Dr. Anthony Fauci, the director of the National Institute of Allergy and Infectious Disease, again dismissed the idea on Monday, arguing that approach has failed in previous disaster relief efforts.
“You keep hearing, let’s have a ‘czar,’ ‘the Ebola czar,’ but it’s a complicated, multifaceted process of what’s being done,” Fauci told Fox News on Monday. “I think the coordination is good, and each individual agency knows what they need to do, and we do it in a very collaborative way.”
The calls for an Ebola point person first started in late summer from Republicans including Reps. Wolf and Jack Kingston of Georgia and Sens. Jerry Moran of Kansas and Rob Portman of Ohio.
Rep. Chris Coons (D-Del.), who heads the Foreign Relations Africa Subcommittee, has also said it is “critical” for the U.S. to have a single point person on Ebola.
A centralized authority could have drastically improved the national response to Ebola, Wolf said.
He said he became alarmed when he received a call this July from the head of Samaritan’s Purse, a West African-based humanitarian group, who had trouble reaching someone in the administration. After multiple calls to different agencies, Wolf said he still didn’t have a clear picture of the country’s response.
More than a month after the White House said that Monaco would take charge of the effort, Wolf said the Obama administration still needs someone who can “bring everyone in the world together,” floating names such as former Secretary of State Colin Powell or former Defense Secretary Robert Gates.
“I would say nothing critical about Lisa Monaco, but if she were to call the prime minister of Norway, would he have to Google her to find out who she was?” Wolf said in an interview.
A wide-ranging group, including nonprofit humanitarian organizations and lawmakers of both parties, have criticized Obama for what they called a lagging approach to the global epidemic.
That criticism has escalated over the last month after the U.S. diagnosed its first Ebola patient, Thomas Eric Duncan. Duncan, who died Wednesday, also infected one of his nurses, Nina Pham, who tested positive on Saturday.
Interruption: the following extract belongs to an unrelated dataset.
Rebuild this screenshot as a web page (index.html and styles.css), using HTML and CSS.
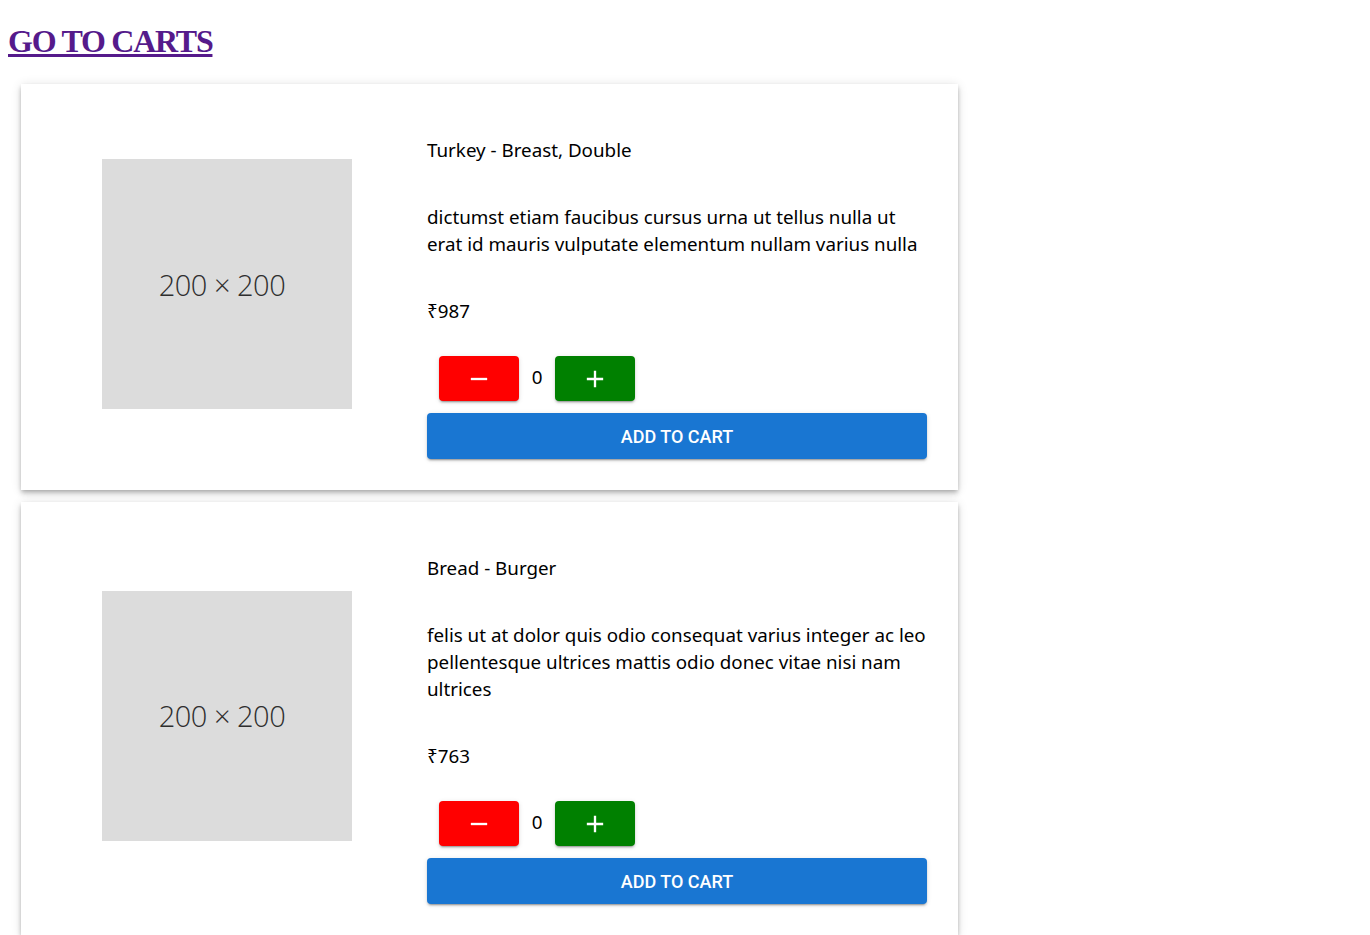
FILE: index.html
```html
<!DOCTYPE html>
<html>
<head>
<meta charset="utf-8">
<link rel="stylesheet" href="styles.css">
</head>
<body>
<h1 class="top-link"><a href="#">GO TO CARTS</a></h1>
<div class="list">
  <div class="card">
    <div class="media"><div class="ph"><span>200 × 200</span></div></div>
    <div class="info">
      <p class="title">Turkey - Breast, Double</p>
      <p class="desc">dictumst etiam faucibus cursus urna ut tellus nulla ut erat id mauris vulputate elementum nullam varius nulla</p>
      <p class="price">₹987</p>
      <div class="qty">
        <button class="btn minus"><svg viewBox="0 0 24 24" width="28" height="28"><path d="M19 13H5v-2h14v2z" fill="#fff"/></svg></button>
        <span class="count">0</span>
        <button class="btn plus"><svg viewBox="0 0 24 24" width="28" height="28"><path d="M19 13h-6v6h-2v-6H5v-2h6V5h2v6h6v2z" fill="#fff"/></svg></button>
      </div>
      <button class="add">ADD TO CART</button>
    </div>
  </div>
  <div class="card">
    <div class="media"><div class="ph"><span>200 × 200</span></div></div>
    <div class="info">
      <p class="title">Bread - Burger</p>
      <p class="desc">felis ut at dolor quis odio consequat varius integer ac leo pellentesque ultrices mattis odio donec vitae nisi nam ultrices</p>
      <p class="price">₹763</p>
      <div class="qty">
        <button class="btn minus"><svg viewBox="0 0 24 24" width="28" height="28"><path d="M19 13H5v-2h14v2z" fill="#fff"/></svg></button>
        <span class="count">0</span>
        <button class="btn plus"><svg viewBox="0 0 24 24" width="28" height="28"><path d="M19 13h-6v6h-2v-6H5v-2h6V5h2v6h6v2z" fill="#fff"/></svg></button>
      </div>
      <button class="add">ADD TO CART</button>
    </div>
  </div>
</div>
</body>
</html>
```
FILE: styles.css
```css
body {
  margin: 0 8px 8px;
  font-family: "Liberation Serif", "Times New Roman", serif;
}
.top-link {
  font-family: "Liberation Serif", "Times New Roman", serif;
  font-size: 32px;
  line-height: 37px;
  letter-spacing: -1.25px;
  margin: 23px 0 20px;
}
.top-link a { color: #551a8b; }
.list {
  padding: 4px 13px 0;
  display: flex;
  flex-direction: column;
  gap: 12px;
}
.card {
  width: 937px;
  background: #fff;
  box-shadow: 0 2px 4px -1px rgba(0,0,0,0.2), 0 4px 5px 0 rgba(0,0,0,0.14), 0 1px 10px 0 rgba(0,0,0,0.12);
  display: flex;
  align-items: center;
  font-family: "Noto Sans", "Open Sans", sans-serif;
  color: #000;
}
.media {
  width: 406px;
  flex: none;
  display: flex;
  justify-content: center;
  padding-left: 6px;
  margin-bottom: 6px;
  box-sizing: border-box;
}
.ph {
  width: 250px;
  height: 250px;
  background: #dcdcdc;
  display: flex;
  align-items: center;
  justify-content: center;
}
.ph span {
  font-family: "Open Sans", sans-serif;
  font-size: 29px;
  color: #2e2e2e;
  font-weight: 300;
  margin-right: 10px;
  letter-spacing: -0.5px;
}
.info {
  width: 500px;
  padding: 53px 0 31px;
}
.info p {
  margin: 0 0 40px;
  font-size: 18.8px;
  line-height: 27px;
}
.qty {
  display: flex;
  align-items: center;
  gap: 10px;
  padding-left: 12px;
  margin-top: -9px;
}
.btn {
  width: 80px;
  height: 45px;
  border: none;
  border-radius: 4px;
  display: flex;
  align-items: center;
  justify-content: center;
  box-shadow: 0 3px 1px -2px rgba(0,0,0,0.2), 0 2px 2px 0 rgba(0,0,0,0.14), 0 1px 5px 0 rgba(0,0,0,0.12);
}
.minus { background: #ff0000; }
.plus { background: #008000; }
.count {
  font-family: "Noto Sans", sans-serif;
  font-size: 18.8px;
  width: 16px;
  text-align: center;
  margin-top: -3px;
}
.add {
  display: block;
  margin-top: 12px;
  width: 500px;
  height: 46px;
  border: none;
  border-radius: 4px;
  background: #1976d2;
  color: #fff;
  font-family: Roboto, sans-serif;
  font-weight: 500;
  font-size: 18px;
  box-shadow: 0 3px 1px -2px rgba(0,0,0,0.2), 0 2px 2px 0 rgba(0,0,0,0.14), 0 1px 5px 0 rgba(0,0,0,0.12);
}
```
Republicans have said the position should be temporary and be held by a well-known statesman. But Dr. Irwin Redlener, director of the National Center for Disaster Preparedness at Columbia University, said the country needs a “public health czar” who is prepared to be the authority on any health-related disaster.
“It’s absolutely correct to say we don’t have an overriding authority who can deal with this,” Redlener said.
He added that the Ebola response must take place at every level of government, from the workers disposing of contaminated waste to the local health departments leading the contact-tracing.
“It’s way more complex than people imagine” said Redlener, who is also an emergency health adviser to New York City Mayor Bill De Blasio.
The White House has dismissed calls for a different kind of Ebola czar, holding a meeting on Monday that included Monaco, Frieden, HHS Secretary Mathews Burwell and national security adviser Susan Rice.
Obama has described the strategy to fight Ebola as an “all-hands-on-deck” approach. including hospital preparedness, vaccine development, airport screenings and troop deployment.
Frieden and Fauci have taken the lead on addressing the American public on Ebola, making dozens of appearances on top morning talk shows.
Both of their agencies fall under the HHS. Burwell, the organization’s head, has largely remained out of the media spotlight on Ebola. Still, Burwell has pushed back on criticism that she is taking a “back seat” to Ebola last week, saying that she had held at least one meeting on the disease every day since July.
Some in the GOP have been careful to avoid the word “czar,” instead calling for a “single, senior advisor.”
McCain was immediately slammed for supporting an “Ebola czar,” a comment that was seen as hypocritical after he previously compared Obama’s “czars” to the reign of Russian imperialists.
One Republican aide said the word “czar” can conjure negative reactions because it reminds people of “bureaucracy and big government.”
“To me, what everyone is saying is that they want a clear structure, a clear plan. Call it what you want, but how are we going to handle this emergency?” the aide said.